A few years ago I read about the negative effect social media is having on marriages. A survey by a British legal service, for example, found that Facebook was involved in 30% of their divorce cases (it has been blamed for 20% of divorce cases here in the States).
Needless to say, I don’t believe social media is evil (it’s how my wife and I first “met”). But I do understand the inherent risks of using Facebook and similar sites. Many spouses are led astray by ease and anonymity with which they can interact with the opposite sex.
Here are some simple steps my wife and I have taken to protect our marriage and keep healthy boundaries in our online interactions.
1. Complete Transparency:
My wife and I have complete access to each others’ social media and email accounts. This is, in my opinion, the most important step we take to guard our marriage. She is welcome to open my computer/tablet and look at any email, chat, or profile (the same goes for my cell phone). I am free to do the same with her. This is not something we regularly do–the point is not to have a “weekly inspection.” It’s all about attitude–we both understand that having a private online world is harmful and dangerous.

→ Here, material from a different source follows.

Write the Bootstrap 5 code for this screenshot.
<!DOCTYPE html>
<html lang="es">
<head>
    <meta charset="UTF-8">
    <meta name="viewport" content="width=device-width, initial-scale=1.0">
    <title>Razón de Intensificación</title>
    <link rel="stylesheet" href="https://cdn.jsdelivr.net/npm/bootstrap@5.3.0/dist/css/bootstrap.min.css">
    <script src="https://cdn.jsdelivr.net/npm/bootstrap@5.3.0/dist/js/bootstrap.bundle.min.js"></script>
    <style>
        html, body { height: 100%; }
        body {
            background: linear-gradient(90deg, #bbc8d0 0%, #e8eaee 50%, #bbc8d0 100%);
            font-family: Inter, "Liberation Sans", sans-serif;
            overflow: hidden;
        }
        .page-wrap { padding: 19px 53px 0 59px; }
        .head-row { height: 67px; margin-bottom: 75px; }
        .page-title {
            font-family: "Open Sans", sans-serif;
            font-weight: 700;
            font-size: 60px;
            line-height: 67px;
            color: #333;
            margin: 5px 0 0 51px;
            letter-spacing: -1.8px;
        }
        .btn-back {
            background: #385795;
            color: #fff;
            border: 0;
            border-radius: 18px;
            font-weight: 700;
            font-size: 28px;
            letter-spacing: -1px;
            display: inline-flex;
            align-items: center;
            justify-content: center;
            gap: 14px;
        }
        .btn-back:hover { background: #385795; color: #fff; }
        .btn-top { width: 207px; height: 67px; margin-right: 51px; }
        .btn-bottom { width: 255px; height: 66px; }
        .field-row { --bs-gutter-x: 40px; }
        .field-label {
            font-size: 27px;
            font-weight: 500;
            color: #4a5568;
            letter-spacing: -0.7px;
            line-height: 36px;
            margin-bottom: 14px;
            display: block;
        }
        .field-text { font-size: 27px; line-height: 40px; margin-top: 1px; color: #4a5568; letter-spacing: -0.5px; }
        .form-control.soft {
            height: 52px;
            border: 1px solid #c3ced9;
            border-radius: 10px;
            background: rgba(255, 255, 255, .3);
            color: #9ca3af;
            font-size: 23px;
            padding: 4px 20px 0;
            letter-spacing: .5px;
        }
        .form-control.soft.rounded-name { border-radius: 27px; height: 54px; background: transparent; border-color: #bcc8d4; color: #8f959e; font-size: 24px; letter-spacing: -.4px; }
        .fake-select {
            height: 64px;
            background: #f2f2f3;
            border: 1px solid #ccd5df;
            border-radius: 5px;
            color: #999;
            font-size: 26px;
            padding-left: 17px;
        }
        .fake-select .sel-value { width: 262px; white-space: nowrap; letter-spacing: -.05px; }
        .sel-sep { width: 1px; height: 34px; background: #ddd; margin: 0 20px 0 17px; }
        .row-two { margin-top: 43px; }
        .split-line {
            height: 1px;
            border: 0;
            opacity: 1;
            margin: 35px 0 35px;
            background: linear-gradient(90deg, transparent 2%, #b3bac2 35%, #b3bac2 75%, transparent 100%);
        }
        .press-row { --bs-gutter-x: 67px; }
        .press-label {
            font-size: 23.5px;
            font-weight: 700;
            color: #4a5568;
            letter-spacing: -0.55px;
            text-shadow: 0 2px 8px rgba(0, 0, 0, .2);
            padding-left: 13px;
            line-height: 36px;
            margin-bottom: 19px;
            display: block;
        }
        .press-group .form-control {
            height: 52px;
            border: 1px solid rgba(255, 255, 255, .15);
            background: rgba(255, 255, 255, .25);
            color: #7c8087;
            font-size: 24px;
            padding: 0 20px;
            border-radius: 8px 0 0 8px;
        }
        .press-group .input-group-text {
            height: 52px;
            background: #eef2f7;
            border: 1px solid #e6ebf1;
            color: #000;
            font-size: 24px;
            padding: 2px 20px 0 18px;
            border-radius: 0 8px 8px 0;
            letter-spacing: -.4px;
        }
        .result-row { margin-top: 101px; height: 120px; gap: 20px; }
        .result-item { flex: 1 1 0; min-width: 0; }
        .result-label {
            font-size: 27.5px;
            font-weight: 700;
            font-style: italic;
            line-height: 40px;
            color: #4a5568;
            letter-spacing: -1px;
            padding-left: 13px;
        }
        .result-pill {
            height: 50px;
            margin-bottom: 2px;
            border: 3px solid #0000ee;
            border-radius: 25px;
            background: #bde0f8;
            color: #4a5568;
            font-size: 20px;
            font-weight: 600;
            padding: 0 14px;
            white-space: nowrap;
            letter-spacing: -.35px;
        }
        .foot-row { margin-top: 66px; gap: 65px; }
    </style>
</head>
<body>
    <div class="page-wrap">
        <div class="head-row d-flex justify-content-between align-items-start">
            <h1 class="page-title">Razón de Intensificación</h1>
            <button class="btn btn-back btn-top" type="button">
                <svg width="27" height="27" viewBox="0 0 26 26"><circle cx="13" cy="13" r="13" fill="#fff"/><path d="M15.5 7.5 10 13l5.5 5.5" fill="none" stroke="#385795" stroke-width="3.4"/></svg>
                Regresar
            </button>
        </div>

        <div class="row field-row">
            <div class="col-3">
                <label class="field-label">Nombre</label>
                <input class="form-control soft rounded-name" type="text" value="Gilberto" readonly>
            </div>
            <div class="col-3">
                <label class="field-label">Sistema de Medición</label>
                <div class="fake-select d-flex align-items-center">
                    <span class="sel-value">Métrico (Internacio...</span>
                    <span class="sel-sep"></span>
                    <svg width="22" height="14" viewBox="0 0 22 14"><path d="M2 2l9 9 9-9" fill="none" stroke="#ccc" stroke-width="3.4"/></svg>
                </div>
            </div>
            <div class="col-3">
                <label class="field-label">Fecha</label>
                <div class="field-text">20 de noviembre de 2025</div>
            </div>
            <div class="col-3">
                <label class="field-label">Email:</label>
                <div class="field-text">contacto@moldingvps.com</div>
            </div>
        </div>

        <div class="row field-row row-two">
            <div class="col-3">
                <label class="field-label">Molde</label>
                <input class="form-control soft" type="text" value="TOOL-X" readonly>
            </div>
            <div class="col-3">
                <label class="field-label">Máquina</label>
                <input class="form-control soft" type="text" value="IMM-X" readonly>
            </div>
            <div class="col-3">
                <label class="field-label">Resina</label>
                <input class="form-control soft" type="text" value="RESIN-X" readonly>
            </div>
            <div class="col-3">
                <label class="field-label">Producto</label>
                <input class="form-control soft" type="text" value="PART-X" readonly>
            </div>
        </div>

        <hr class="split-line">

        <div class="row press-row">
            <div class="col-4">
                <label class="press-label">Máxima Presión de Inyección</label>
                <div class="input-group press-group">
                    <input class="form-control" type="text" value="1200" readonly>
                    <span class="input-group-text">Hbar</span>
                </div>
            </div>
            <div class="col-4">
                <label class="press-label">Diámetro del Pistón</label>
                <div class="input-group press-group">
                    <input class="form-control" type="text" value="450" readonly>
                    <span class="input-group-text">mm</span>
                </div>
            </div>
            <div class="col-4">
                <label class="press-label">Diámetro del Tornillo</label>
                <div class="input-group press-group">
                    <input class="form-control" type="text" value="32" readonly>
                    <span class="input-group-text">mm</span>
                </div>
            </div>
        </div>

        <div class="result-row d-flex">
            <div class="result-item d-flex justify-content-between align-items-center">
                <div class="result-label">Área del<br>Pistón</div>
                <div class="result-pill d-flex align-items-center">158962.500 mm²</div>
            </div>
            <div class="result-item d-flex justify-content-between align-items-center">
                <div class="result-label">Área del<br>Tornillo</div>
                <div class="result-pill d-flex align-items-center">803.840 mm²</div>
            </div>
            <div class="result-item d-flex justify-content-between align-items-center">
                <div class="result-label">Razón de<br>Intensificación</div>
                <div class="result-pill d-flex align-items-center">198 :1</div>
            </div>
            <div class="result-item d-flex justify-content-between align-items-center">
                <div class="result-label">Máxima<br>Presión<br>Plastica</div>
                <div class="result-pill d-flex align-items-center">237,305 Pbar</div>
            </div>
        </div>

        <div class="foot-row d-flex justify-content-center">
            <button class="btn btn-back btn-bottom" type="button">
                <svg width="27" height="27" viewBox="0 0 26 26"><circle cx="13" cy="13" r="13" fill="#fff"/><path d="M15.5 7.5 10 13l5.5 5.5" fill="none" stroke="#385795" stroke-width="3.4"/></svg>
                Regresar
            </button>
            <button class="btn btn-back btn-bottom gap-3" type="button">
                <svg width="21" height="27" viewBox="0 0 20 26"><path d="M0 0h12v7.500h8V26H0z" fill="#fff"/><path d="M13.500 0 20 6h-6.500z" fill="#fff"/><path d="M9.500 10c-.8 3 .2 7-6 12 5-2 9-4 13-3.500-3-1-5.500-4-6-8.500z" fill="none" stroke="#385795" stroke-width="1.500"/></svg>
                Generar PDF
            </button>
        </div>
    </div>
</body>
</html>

2. Boundaries in Communications with the Opposite Sex:
It is not uncommon for young ladies to email me asking for relationship advice (it’s the nature of having this kind of blog). I do respond to their questions as a pastor/minister. I also keep in touch with a few classmates, workmates, and former ministry team members of the opposite sex. But I do not get involved in frequent, lengthy chats with women. A message here and there is fine, but daily, intimate conversations are reserved for my wife.
3. Profile Picture:
A while back I decided that my profile picture on Facebook will always be one of my wife and me together (she does the same with her profile). The reason is pretty simple: we want anyone to runs across our individual profiles to know we’re happily married. This may not seem like a big deal, but I believe this first impression does send a powerful signal.
4. Public Pages:
Another step I’ve taken is to put a little more emphasis on my public Facebook page. This is especially helpful for bloggers or public figures who want a way to connect with people that is a little less personal. My wife is an administrator on my page and can read any message that a follower might send.
Some may decide to be even more cautious with social media. Mare Cris and I haven’t taken these steps, but they are worth considering.
I know of some married couples that have decided to delete their individual accounts and just use a single account as husband and wife.
Another option is to simply deactivate your Facebook account altogether.
Hopefully I’ve given you some helpful ideas for guarding your marriage while using social media. You may want to read Hedges by Jerry Jenkins for more advice on this topic.